An important thing to note is that this press release applies to European markets and, ostensibly, markets with equally stringent emissions legislation. Representatives of Yamaha Motor Corporation, USA, assured me that the YZF-R1 will continue with street-legal status in the United States, at least through the 2025 model year. Admittedly, the question remains open-ended when asked about timeframes beyond that point in time, but we’ll be able to hear the R1s howling crossplane I4 shouting in the streets for a bit longer than our friends across the pond. Senior Editor’s note: The CP4 engine is easily the best-sounding I4 of all time, and anyone who disagrees is welcome to engage in fisticuffs with me.

The Throttle Stop - April 2024: Yamaha YZF-R6

So, how did we get here? The reasons are legion—my theory for dwindling sales points to the product itself. Superbikes, by definition, set the performance bar for the two-wheeled world. Following that logic, we can note that they’ve become outlandishly powerful and incredibly technologically advanced, which aligns with their racetrack-focused mission. Superbikes are the performance pinnacle, and the current crop starts at positively bonkers and grows from there. However, that insane experience comes at a high price, as dyno dominance is raised with each generation, as does the financial burden.

There are countless reasons we could point toward when explaining lower sales. My slapdash insights only skim the surface as to why, but the result is a class of machine isn’t selling at the rate it once did, not even close. So, with those realities facing manufacturers, the prospect of redeveloping superbikes to pass emissions standards and raise performance standards doesn’t appear to pan out on the spreadsheets. It’s a sad reality that I don’t want to accept, but I’m not signing the checks at Suzuki or Yamaha. Are these recent market exits the superbike’s death knell? Well, that’s probably a bit hasty. Several European manufacturers remain committed to the Superbike class, though we can only speculate how long that will last as more of the competition steps away.
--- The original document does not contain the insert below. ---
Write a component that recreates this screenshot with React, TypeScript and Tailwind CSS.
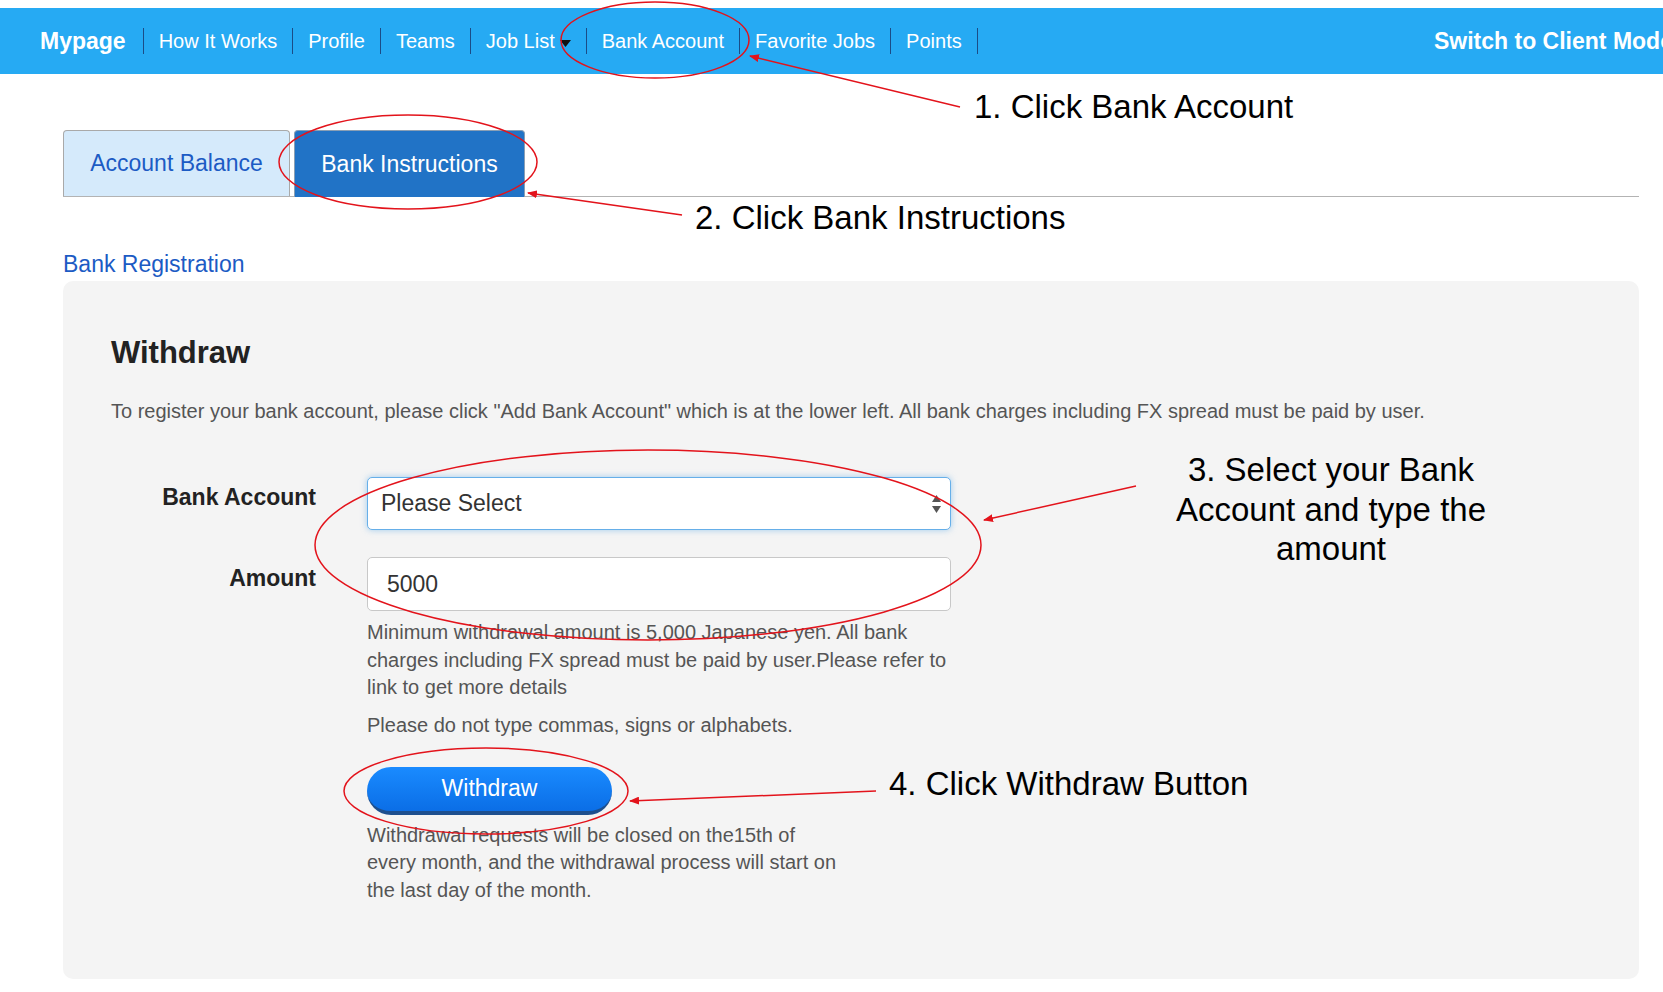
import React from 'react';

const navItems = ['How It Works', 'Profile', 'Teams', 'Job List', 'Bank Account', 'Favorite Jobs', 'Points'];

const Separator = () => <span className="w-px h-[26px] bg-[#1b4c86] mx-[15px] shrink-0" />;

const Annotations = () => (
    <svg className="absolute left-0 top-0 pointer-events-none" width="1663" height="992" viewBox="0 0 1663 992">
        <defs>
            <marker id="arrowhead" markerWidth="10" markerHeight="8" refX="9" refY="4" orient="auto" markerUnits="userSpaceOnUse">
                <path d="M0,0 L10,4 L0,8 z" fill="#e3131b" />
            </marker>
        </defs>
        <g fill="none" stroke="#e3131b" strokeWidth="1.5">
            {/* 1 - nav bank account */}
            <ellipse cx="655" cy="40" rx="94" ry="38" />
            <line x1="960" y1="107" x2="750" y2="56" markerEnd="url(#arrowhead)" />
            {/* 2 - bank instructions tab */}
            <ellipse cx="408" cy="162" rx="129" ry="47" />
            <line x1="682" y1="215" x2="528" y2="193" markerEnd="url(#arrowhead)" />
            {/* 3 - select + amount */}
            <ellipse cx="648" cy="545" rx="333" ry="95" />
            <line x1="1136" y1="486" x2="984" y2="520" markerEnd="url(#arrowhead)" />
            {/* 4 - withdraw button */}
            <ellipse cx="486" cy="791" rx="142" ry="43" />
            <line x1="876" y1="791" x2="630" y2="801" markerEnd="url(#arrowhead)" />
        </g>
    </svg>
);

const App = () => {
    return (
        <div className="relative w-[1663px] h-[992px] bg-white overflow-hidden font-['Liberation_Sans',Arial,sans-serif]">
            {/* Top nav */}
            <nav className="mt-[8px] h-[66px] bg-[#26aaf3] flex items-center pl-[40px] text-white">
                <span className="pr-[2px] text-[23px] font-bold whitespace-nowrap">Mypage</span>
                {navItems.map(item => (
                    <React.Fragment key={item}>
                        <Separator />
                        <span className="text-[20px] whitespace-nowrap flex items-center">
                            {item}
                            {item === 'Job List' && (
                                <svg className="ml-[5px] mt-[4px]" width="11" height="7" viewBox="0 0 11 7">
                                    <path d="M0,0 L11,0 L5.5,7 z" fill="#111" />
                                </svg>
                            )}
                        </span>
                    </React.Fragment>
                ))}
                <Separator />
                <div className="flex-1" />
                <div className="w-[229px] overflow-hidden">
                    <span className="text-[23px] font-bold whitespace-nowrap">Switch to Client Mode</span>
                </div>
            </nav>

            <div className="pl-[63px] pr-[24px]">
                {/* Tabs */}
                <div className="mt-[56px] h-[67px] flex items-end gap-[4px] border-b border-[#b3b3b3]">
                    <div className="w-[227px] h-[66px] flex items-center justify-center bg-[#d5eafb] border border-b-0 border-[#a9a9a9] rounded-t-[4px] text-[23px] text-[#1c5bc4]">
                        Account Balance
                    </div>
                    <div className="w-[231px] h-[67px] -mb-px flex items-center justify-center bg-[#2173c6] border border-b-0 border-[#8a9fb5] rounded-t-[4px] text-[23px] text-white">
                        Bank Instructions
                    </div>
                </div>

                <div className="mt-[53px] text-[23px] leading-[28px] text-[#1c5bc4]">Bank Registration</div>

                {/* Withdraw panel */}
                <div className="mt-[3px] h-[698px] bg-[#f4f4f4] rounded-[10px] pl-[48px] pt-[54px]">
                    <h2 className="text-[31px] leading-[36px] font-bold text-[#222]">Withdraw</h2>
                    <p className="mt-[28px] text-[20px] leading-[24px] text-[#555]">
                        To register your bank account, please click "Add Bank Account" which is at the lower left. All bank charges including FX spread must be paid by user.
                    </p>

                    <div className="mt-[54px] grid grid-cols-[205px_584px] gap-x-[51px]">
                        <div className="pt-[6px] text-right text-[23px] leading-[28px] font-bold text-[#222]">Bank Account</div>
                        <div className="h-[53px] bg-white border border-[#66afe9] rounded-[5px] shadow-[0_0_6px_rgba(102,175,233,0.6)] flex items-center justify-between pl-[13px] pr-[8px]">
                            <span className="text-[23px] text-[#333]">Please Select</span>
                            <svg width="11" height="20" viewBox="0 0 11 20">
                                <path d="M5.5,1 L10,8 L1,8 z" fill="#555" />
                                <path d="M1,12 L10,12 L5.5,19 z" fill="#555" />
                            </svg>
                        </div>

                        <div className="mt-[27px] pt-[7px] text-right text-[23px] leading-[28px] font-bold text-[#222]">Amount</div>
                        <div className="mt-[27px]">
                            <div className="h-[54px] bg-white border border-[#c8c8c8] rounded-[5px] flex items-center pl-[19px]">
                                <span className="text-[23px] text-[#333]">5000</span>
                            </div>
                            <p className="mt-[8px] text-[20px] leading-[27.5px] text-[#555]">
                                Minimum withdrawal amount is 5,000 Japanese yen. All bank charges including FX spread must be paid by user.Please refer to link to get more details
                            </p>
                            <p className="mt-[10px] text-[20px] leading-[27px] text-[#555]">
                                Please do not type commas, signs or alphabets.
                            </p>
                            <button className="mt-[28px] w-[245px] h-[48px] rounded-full bg-gradient-to-b from-[#1a8bff] to-[#0b6ee6] border-b-[4px] border-[#1d4f8e] text-white text-[23px]">
                                Withdraw
                            </button>
                            <p className="mt-[7px] w-[475px] text-[20px] leading-[27.5px] text-[#555]">
                                Withdrawal requests will be closed on the15th of every month, and the withdrawal process will start on the last day of the month.
                            </p>
                        </div>
                    </div>
                </div>
            </div>

            <Annotations />

            {/* Annotation labels */}
            <div className="absolute left-[974px] top-[88px] text-[33px] leading-[38px] text-black whitespace-nowrap">1. Click Bank Account</div>
            <div className="absolute left-[695px] top-[199px] text-[33px] leading-[38px] text-black whitespace-nowrap">2. Click Bank Instructions</div>
            <div className="absolute left-[1111px] top-[450px] w-[440px] text-center text-[33px] leading-[39.5px] text-black">
                3. Select your Bank<br />Account and type the<br />amount
            </div>
            <div className="absolute left-[889px] top-[765px] text-[33px] leading-[38px] text-black whitespace-nowrap">4. Click Withdraw Button</div>
        </div>
    );
};

export default App;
A reset seems to be in the works. The middleweight sportbike segment is enjoying its time in the limelight, just as the middleweight naked class has basked in the sun for several seasons. Motorcycles that are more financially accessible and wield manageable performance speak to broader audiences. Are they as fast, tech-rich, or cut-throat as liter bikes? No, this new crop of bikes that includes motorcycles such as the Aprilia RS 660, Honda CBR650R, Kawasaki Ninja 650, Suzuki GSX-8R, Triumph Daytona 660, and Yamaha YZF-R7 are shifting the conversation back to performance on par with reality.

And while it’s a bittersweet moment when any esteemed namesake leaves us, alternatives await. These middleweight machines hold a promise for new riders moving up the ranks and experienced riders looking to downsize, as they are much more manageable machines. Speaking anecdotally, the sheer number of liter bikes sold in my immediate circle, only to be replaced with lightweight and middleweight track machines, is relatively astounding.

Does that leave a superbike void? Well, that depends on who you ask. Supersport Next Generation racing has genuine 600cc motorcycles challenging machines with displacements knocking on the liter-bike door. It doesn’t take much of an imagination to see this class acting as the de facto superbike replacement by lowering outright performance but bringing much-needed accessibility. While there is nothing like a 200-horsepower superbike, you need to be running at the front of a World Superbike field to convince me you’re extracting everything from it. Meanwhile, a salty veteran can make those claims about a middleweight, and they’d carry some weight.

There is a changing of the guard. Perhaps it isn’t one we like, and the YZF-R1 pending departure from Europe is sorely disappointing. Some criminal optimists noticed that when a door closes, there’s always a window to break into; at least, that’s my butchered interpretation of that cheesy proverb. Sportbikes will always stick around in some capacity, and there will always be a segment of riders fixated on dragging their knees or racing.